### EXERCISE BRIEF
Repeat exactly the lines between and including those that contain "Recreate this image" and "border-2 border-t-[#7a7a7a] border-l-[#7a7a7a]". Output no other line.

-- START OF RECORD EXCERPTS --

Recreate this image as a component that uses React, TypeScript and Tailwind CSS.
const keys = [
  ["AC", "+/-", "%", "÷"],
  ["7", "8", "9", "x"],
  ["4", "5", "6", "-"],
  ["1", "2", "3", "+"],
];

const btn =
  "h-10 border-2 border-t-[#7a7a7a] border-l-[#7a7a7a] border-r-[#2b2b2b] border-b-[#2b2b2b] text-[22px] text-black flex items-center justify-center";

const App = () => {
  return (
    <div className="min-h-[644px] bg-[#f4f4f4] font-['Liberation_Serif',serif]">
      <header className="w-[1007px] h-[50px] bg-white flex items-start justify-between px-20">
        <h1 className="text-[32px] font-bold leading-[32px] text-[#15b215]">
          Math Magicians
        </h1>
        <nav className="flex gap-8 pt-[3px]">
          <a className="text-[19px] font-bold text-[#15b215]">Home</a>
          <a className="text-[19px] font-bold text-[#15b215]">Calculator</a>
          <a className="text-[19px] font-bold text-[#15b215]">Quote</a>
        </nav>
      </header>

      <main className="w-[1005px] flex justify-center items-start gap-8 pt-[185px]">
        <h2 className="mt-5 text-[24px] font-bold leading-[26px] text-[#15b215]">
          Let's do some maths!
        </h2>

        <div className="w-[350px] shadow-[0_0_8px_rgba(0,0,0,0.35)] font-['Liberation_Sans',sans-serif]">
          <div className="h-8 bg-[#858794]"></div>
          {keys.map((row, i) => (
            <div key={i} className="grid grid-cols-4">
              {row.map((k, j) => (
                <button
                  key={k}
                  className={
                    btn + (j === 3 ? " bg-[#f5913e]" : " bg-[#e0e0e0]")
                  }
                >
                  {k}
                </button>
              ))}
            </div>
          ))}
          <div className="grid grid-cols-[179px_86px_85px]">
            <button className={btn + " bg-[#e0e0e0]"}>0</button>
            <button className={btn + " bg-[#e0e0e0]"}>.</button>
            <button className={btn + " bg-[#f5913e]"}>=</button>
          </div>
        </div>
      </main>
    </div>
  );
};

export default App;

-- END OF RECORD EXCERPTS --
-- START OF RECORD EXCERPTS --

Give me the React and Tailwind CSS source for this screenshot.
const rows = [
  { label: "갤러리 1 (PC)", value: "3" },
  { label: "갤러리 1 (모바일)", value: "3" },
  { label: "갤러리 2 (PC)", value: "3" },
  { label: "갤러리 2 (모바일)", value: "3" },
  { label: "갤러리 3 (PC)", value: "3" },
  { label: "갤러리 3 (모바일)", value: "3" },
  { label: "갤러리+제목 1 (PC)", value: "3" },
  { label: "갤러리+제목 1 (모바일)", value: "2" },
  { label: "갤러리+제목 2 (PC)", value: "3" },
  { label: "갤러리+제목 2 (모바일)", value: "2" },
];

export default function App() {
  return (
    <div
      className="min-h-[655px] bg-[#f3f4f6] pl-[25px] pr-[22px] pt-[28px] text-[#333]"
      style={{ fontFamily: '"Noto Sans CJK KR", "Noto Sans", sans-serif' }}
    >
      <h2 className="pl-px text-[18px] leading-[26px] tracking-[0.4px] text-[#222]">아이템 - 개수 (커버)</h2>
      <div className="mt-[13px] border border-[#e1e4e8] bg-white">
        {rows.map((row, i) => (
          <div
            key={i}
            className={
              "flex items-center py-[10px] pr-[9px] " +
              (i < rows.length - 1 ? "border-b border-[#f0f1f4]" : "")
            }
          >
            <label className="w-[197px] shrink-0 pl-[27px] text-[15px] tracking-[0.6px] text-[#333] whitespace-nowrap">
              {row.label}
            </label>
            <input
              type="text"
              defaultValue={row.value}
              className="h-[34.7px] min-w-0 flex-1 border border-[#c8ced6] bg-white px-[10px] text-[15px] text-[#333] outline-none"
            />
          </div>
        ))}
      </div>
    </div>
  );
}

-- END OF RECORD EXCERPTS --

### RESPONSE
Recreate this image as a component that uses React, TypeScript and Tailwind CSS.
const keys = [
  ["AC", "+/-", "%", "÷"],
  ["7", "8", "9", "x"],
  ["4", "5", "6", "-"],
  ["1", "2", "3", "+"],
];

const btn =
  "h-10 border-2 border-t-[#7a7a7a] border-l-[#7a7a7a] border-r-[#2b2b2b] border-b-[#2b2b2b] text-[22px] text-black flex items-center justify-center";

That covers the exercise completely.